▼▼▼

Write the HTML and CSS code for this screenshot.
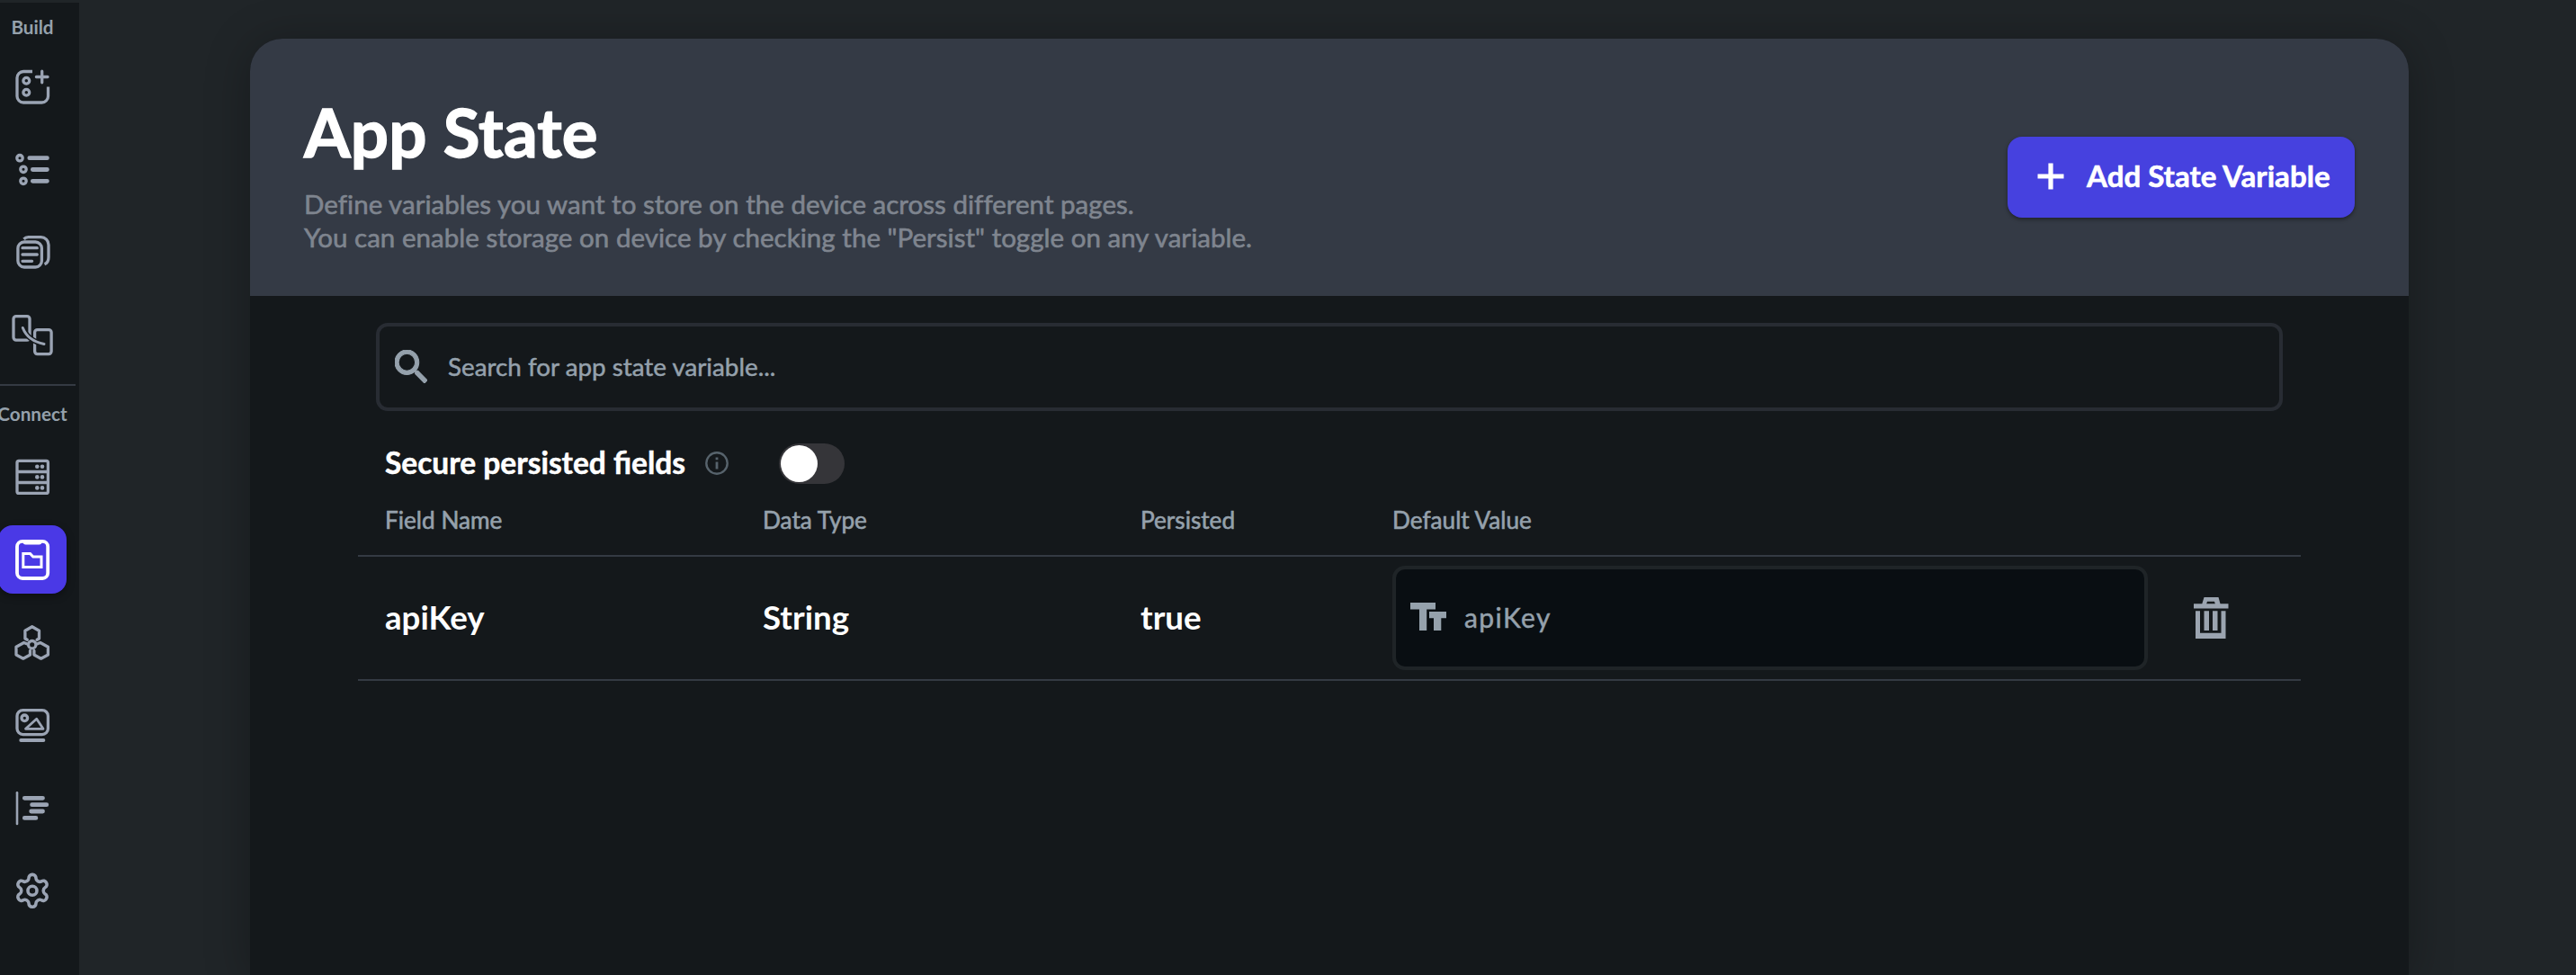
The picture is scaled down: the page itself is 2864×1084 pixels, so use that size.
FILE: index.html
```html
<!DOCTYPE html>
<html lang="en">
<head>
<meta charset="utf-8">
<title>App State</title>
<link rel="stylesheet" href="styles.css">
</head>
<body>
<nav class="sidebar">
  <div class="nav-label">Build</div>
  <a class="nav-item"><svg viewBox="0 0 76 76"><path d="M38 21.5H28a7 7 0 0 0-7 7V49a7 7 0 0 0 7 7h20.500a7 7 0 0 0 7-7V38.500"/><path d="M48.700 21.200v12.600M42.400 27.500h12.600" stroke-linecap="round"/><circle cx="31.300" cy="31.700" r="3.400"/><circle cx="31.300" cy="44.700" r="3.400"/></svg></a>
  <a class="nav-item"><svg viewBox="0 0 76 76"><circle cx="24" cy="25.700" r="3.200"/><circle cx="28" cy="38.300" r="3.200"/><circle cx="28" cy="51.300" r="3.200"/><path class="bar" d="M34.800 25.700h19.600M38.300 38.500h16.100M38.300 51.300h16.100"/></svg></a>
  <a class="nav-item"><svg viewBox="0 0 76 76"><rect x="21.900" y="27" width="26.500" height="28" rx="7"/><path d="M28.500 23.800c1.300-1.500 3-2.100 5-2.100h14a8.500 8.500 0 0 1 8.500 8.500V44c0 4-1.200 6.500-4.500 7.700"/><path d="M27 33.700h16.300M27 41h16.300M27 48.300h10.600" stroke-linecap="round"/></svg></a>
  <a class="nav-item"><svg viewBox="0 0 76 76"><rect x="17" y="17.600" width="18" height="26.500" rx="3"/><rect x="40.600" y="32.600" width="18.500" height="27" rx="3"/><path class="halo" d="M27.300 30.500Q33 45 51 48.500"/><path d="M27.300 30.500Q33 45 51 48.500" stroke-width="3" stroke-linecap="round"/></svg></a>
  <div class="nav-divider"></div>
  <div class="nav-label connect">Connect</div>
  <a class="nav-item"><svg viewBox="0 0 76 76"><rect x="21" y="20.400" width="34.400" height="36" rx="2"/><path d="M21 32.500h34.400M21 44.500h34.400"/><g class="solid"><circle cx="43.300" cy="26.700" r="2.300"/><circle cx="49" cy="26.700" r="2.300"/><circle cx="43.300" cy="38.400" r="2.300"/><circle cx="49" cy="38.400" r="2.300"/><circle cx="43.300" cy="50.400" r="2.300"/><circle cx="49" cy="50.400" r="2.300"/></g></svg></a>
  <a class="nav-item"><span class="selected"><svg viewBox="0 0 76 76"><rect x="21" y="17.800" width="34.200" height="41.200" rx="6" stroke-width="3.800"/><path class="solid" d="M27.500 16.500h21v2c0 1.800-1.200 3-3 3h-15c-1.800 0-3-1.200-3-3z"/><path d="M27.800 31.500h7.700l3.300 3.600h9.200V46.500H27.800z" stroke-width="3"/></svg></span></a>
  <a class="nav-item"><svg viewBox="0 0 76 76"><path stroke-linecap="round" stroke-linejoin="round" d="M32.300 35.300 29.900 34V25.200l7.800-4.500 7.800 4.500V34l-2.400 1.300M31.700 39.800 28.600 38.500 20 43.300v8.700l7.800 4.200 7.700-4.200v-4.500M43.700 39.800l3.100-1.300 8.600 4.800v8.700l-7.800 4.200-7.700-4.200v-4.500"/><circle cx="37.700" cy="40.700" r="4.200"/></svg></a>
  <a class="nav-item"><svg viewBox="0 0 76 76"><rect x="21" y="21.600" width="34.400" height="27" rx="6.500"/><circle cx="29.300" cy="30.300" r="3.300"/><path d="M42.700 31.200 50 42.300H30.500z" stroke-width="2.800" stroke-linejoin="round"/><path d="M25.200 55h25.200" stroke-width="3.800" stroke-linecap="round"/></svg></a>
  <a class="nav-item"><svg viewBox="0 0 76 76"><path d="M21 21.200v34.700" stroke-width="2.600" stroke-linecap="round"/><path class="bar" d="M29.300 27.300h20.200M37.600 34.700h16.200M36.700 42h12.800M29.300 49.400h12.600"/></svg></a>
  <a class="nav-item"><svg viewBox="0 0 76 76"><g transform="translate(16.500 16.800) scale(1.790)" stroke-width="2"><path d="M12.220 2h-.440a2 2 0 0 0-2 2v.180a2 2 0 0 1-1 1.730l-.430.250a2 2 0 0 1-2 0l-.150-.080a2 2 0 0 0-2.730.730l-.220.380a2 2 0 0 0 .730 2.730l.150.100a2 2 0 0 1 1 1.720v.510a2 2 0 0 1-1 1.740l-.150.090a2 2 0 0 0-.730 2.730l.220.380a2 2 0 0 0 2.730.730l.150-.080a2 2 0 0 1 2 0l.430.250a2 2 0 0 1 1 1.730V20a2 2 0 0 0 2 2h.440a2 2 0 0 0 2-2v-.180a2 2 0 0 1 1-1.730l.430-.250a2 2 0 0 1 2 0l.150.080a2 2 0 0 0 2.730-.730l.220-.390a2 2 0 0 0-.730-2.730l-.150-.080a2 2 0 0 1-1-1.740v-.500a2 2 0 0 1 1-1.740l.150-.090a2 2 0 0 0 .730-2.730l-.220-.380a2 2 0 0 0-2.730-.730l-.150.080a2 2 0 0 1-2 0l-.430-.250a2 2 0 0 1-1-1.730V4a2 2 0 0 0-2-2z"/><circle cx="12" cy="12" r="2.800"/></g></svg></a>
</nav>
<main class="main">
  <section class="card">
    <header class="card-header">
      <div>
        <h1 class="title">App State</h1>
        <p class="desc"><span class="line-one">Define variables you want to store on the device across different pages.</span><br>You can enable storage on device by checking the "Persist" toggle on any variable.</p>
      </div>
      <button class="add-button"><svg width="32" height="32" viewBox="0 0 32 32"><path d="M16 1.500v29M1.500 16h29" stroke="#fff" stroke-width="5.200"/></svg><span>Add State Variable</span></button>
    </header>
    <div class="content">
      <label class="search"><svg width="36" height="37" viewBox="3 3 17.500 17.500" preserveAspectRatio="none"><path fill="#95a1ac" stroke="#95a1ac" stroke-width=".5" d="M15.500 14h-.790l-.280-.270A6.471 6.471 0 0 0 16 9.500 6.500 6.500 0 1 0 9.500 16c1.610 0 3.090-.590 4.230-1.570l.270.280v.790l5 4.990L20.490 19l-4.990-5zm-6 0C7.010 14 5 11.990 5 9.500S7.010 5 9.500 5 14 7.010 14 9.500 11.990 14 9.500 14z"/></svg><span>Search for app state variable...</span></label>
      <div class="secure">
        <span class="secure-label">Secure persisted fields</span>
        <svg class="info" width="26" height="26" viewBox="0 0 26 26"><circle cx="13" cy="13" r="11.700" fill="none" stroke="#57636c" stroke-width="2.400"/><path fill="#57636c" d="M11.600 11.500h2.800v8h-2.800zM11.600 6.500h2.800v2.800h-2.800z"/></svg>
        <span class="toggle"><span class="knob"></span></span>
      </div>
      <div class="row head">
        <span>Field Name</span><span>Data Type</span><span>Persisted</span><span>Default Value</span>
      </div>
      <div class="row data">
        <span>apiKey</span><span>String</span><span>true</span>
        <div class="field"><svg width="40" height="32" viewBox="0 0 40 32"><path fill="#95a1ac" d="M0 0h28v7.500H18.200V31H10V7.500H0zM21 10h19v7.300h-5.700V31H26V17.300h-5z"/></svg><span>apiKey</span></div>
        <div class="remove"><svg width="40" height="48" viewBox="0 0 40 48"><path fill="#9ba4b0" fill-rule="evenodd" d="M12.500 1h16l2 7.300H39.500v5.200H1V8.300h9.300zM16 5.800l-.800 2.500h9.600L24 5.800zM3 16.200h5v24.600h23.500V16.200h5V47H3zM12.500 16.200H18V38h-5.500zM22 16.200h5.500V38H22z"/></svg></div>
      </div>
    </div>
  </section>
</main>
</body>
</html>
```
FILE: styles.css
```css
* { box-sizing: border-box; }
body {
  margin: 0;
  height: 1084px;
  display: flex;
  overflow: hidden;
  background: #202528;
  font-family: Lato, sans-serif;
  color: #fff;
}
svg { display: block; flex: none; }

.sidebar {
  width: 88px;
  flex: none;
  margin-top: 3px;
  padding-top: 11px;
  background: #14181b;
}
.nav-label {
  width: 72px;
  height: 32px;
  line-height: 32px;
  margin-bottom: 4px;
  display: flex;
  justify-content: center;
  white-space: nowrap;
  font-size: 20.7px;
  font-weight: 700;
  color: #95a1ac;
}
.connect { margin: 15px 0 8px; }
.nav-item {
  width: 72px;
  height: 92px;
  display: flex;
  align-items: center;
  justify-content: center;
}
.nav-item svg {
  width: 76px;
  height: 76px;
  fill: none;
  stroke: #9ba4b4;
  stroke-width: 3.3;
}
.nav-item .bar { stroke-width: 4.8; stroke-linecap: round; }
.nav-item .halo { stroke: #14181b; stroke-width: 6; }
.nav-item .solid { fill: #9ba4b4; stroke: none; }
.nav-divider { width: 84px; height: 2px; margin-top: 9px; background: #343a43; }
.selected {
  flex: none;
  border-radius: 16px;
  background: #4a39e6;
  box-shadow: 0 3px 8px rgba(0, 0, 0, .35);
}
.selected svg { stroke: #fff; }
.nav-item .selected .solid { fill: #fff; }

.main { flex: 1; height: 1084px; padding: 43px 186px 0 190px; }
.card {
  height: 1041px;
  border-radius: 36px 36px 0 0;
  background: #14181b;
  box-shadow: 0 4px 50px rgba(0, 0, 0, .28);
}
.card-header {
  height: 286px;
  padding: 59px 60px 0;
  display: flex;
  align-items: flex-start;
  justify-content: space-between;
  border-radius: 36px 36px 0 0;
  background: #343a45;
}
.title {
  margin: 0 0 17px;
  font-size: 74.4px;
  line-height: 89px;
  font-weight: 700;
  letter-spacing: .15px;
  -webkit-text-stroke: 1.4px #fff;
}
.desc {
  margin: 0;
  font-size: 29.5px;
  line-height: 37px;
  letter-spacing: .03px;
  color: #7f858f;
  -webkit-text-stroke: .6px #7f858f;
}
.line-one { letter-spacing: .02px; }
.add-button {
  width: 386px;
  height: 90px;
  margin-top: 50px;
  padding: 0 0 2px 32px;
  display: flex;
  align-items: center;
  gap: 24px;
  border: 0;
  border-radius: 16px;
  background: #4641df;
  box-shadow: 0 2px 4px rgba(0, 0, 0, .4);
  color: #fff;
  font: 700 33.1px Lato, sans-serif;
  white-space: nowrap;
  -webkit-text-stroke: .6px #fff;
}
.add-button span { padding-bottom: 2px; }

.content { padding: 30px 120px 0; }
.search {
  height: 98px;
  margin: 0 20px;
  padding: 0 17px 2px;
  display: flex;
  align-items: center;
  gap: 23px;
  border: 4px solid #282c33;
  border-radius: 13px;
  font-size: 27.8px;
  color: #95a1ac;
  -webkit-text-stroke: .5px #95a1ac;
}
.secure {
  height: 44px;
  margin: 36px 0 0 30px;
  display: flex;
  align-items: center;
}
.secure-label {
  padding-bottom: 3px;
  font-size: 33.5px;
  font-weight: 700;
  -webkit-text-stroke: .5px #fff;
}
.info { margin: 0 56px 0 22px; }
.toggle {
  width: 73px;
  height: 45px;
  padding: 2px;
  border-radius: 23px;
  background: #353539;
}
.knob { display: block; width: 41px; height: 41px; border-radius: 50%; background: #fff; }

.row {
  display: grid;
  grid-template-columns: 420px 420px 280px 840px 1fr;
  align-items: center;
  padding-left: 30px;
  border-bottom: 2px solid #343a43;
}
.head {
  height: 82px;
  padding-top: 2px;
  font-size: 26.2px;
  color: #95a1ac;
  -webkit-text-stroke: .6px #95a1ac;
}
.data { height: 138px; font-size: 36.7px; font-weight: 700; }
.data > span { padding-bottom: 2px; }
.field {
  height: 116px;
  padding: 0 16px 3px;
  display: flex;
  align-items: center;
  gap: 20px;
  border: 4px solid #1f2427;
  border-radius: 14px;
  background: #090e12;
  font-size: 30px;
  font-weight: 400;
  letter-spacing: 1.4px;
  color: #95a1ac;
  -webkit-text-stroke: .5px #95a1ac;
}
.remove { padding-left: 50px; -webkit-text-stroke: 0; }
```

▲▲▲

# Task goal
Search the data above for lines holding "size" and copy each of them.

# Written solution
The picture is scaled down: the page itself is 2864×1084 pixels, so use that size.
  font-size: 20.7px;
  font-size: 74.4px;
  font-size: 29.5px;
  font-size: 27.8px;
  font-size: 33.5px;
  font-size: 26.2px;
.data { height: 138px; font-size: 36.7px; font-weight: 700; }
  font-size: 30px;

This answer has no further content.